Find each line containing the word "screenshot" and report how many there are. Add nothing else.
/---
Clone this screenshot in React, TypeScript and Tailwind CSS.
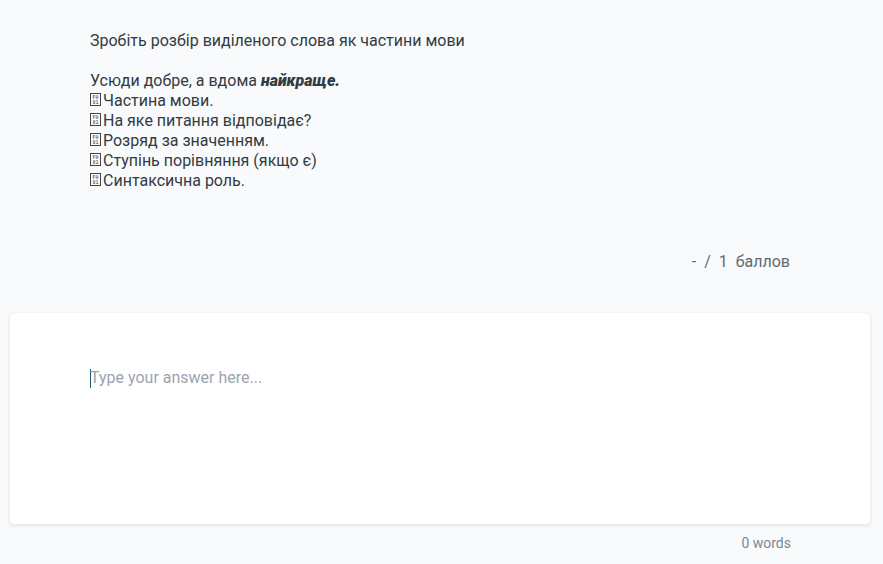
function MissingGlyph() {
  return (
    <span
      className="mr-[2px] -mt-[3px] flex h-[13px] w-[11px] shrink-0 flex-col items-center justify-center border border-[#444] text-[5px] leading-[5px] text-[#333]"
      style={{ fontFamily: '"DejaVu Sans Mono", monospace' }}
    >
      <span>F0</span>
      <span>81</span>
    </span>
  )
}

const items = [
  'Частина мови.',
  'На яке питання відповідає?',
  'Розряд за значенням.',
  'Ступінь порівняння (якщо є)',
  'Синтаксична роль.',
]

export default function App() {
  return (
    <div
      className="min-h-[564px] bg-[#f8fafc] text-[#333b42]"
      style={{ fontFamily: 'Roboto, "Noto Sans", sans-serif' }}
    >
      <div className="px-[90px] pt-[31px] text-base leading-5">
        <p>Зробіть розбір виділеного слова як частини мови</p>
        <p>&nbsp;</p>
        <p>
          Усюди добре, а вдома <strong className="font-black italic">найкраще.</strong>
        </p>
        {items.map((item) => (
          <p key={item} className="flex h-5 items-center">
            <MissingGlyph />
            <span>{item}</span>
          </p>
        ))}
      </div>

      <div className="flex justify-end pr-[93px] pt-[61px] text-base leading-5 text-[#5f6b75]">
        <span className="whitespace-pre">-  /  1  баллов</span>
      </div>

      <div className="ml-[10px] mr-[13px] mt-[41px] h-[211px] rounded bg-white px-[80px] pt-[55px] shadow-[0_1px_4px_rgba(0,0,0,0.12)]">
        <div className="flex items-center text-base leading-5 text-[#9ca3af]">
          <span className="mr-[-1px] h-[19px] w-px bg-[#0f5f6e]" />
          <span>Type your answer here...</span>
        </div>
      </div>

      <div className="flex justify-end pr-[92px] pt-[9px] text-sm leading-5 text-[#7d8891]">
        0 words
      </div>
    </div>
  )
}
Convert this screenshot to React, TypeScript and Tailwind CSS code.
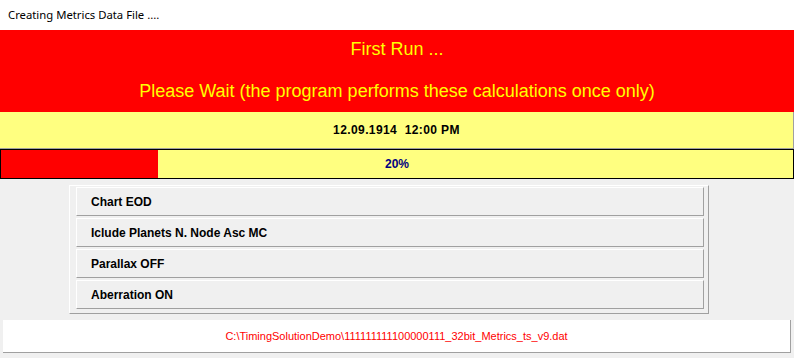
\---
• EXERCISE SOLUTION: 2